--- BEGIN DATA SHOWN ---

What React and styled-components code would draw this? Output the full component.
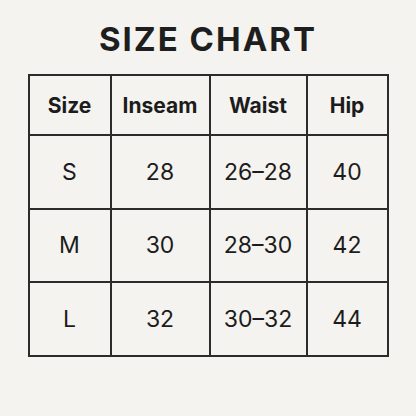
import React from 'react';
import styled, { createGlobalStyle } from 'styled-components';

const Global = createGlobalStyle`
  html, body {
    margin: 0;
    background: #f4f3ef;
  }
`;

const Page = styled.div`
  width: 416px;
  height: 416px;
  display: flex;
  flex-direction: column;
  align-items: center;
  font-family: Inter, "Liberation Sans", sans-serif;
  color: #1c1c1c;
`;

const Title = styled.h1`
  margin: 21px 0 0;
  font-size: 33px;
  line-height: 36px;
  font-weight: 700;
  letter-spacing: 2px;
  color: #1e1e1e;
`;

const Table = styled.table`
  margin-top: 17px;
  border-collapse: collapse;
  border: 2px solid #2b2b2b;
  table-layout: fixed;
`;

const Th = styled.th`
  width: ${p => p.w}px;
  height: 58px;
  border: 2px solid #2b2b2b;
  font-size: 21px;
  font-weight: 700;
  text-align: center;
  padding: 0;
`;

const Td = styled.td`
  height: 71.5px;
  border: 2px solid #2b2b2b;
  font-size: 23px;
  font-weight: 400;
  text-align: center;
  padding: 0;
`;

const cols = [
  { label: 'Size', w: 80 },
  { label: 'Inseam', w: 97 },
  { label: 'Waist', w: 95 },
  { label: 'Hip', w: 79 },
];

const rows = [
  ['S', '28', '26–28', '40'],
  ['M', '30', '28–30', '42'],
  ['L', '32', '30–32', '44'],
];

const App = () => {
  return (
    <Page>
      <Global />
      <Title>SIZE CHART</Title>
      <Table>
        <thead>
          <tr>
            {cols.map(c => <Th key={c.label} w={c.w}>{c.label}</Th>)}
          </tr>
        </thead>
        <tbody>
          {rows.map(r => (
            <tr key={r[0]}>
              {r.map((v, i) => <Td key={i}>{v}</Td>)}
            </tr>
          ))}
        </tbody>
      </Table>
    </Page>
  );
};

export default App;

--- END DATA SHOWN ---

**PROBLEM STATEMENT**
Give the data again exactly as written, with all pictures left out.

**WRITTEN REPLY**
What React and styled-components code would draw this? Output the full component.
import React from 'react';
import styled, { createGlobalStyle } from 'styled-components';

const Global = createGlobalStyle`
  html, body {
    margin: 0;
    background: #f4f3ef;
  }
`;

const Page = styled.div`
  width: 416px;
  height: 416px;
  display: flex;
  flex-direction: column;
  align-items: center;
  font-family: Inter, "Liberation Sans", sans-serif;
  color: #1c1c1c;
`;

const Title = styled.h1`
  margin: 21px 0 0;
  font-size: 33px;
  line-height: 36px;
  font-weight: 700;
  letter-spacing: 2px;
  color: #1e1e1e;
`;

const Table = styled.table`
  margin-top: 17px;
  border-collapse: collapse;
  border: 2px solid #2b2b2b;
  table-layout: fixed;
`;

const Th = styled.th`
  width: ${p => p.w}px;
  height: 58px;
  border: 2px solid #2b2b2b;
  font-size: 21px;
  font-weight: 700;
  text-align: center;
  padding: 0;
`;

const Td = styled.td`
  height: 71.5px;
  border: 2px solid #2b2b2b;
  font-size: 23px;
  font-weight: 400;
  text-align: center;
  padding: 0;
`;

const cols = [
  { label: 'Size', w: 80 },
  { label: 'Inseam', w: 97 },
  { label: 'Waist', w: 95 },
  { label: 'Hip', w: 79 },
];

const rows = [
  ['S', '28', '26–28', '40'],
  ['M', '30', '28–30', '42'],
  ['L', '32', '30–32', '44'],
];

const App = () => {
  return (
    <Page>
      <Global />
      <Title>SIZE CHART</Title>
      <Table>
        <thead>
          <tr>
            {cols.map(c => <Th key={c.label} w={c.w}>{c.label}</Th>)}
          </tr>
        </thead>
        <tbody>
          {rows.map(r => (
            <tr key={r[0]}>
              {r.map((v, i) => <Td key={i}>{v}</Td>)}
            </tr>
          ))}
        </tbody>
      </Table>
    </Page>
  );
};

export default App;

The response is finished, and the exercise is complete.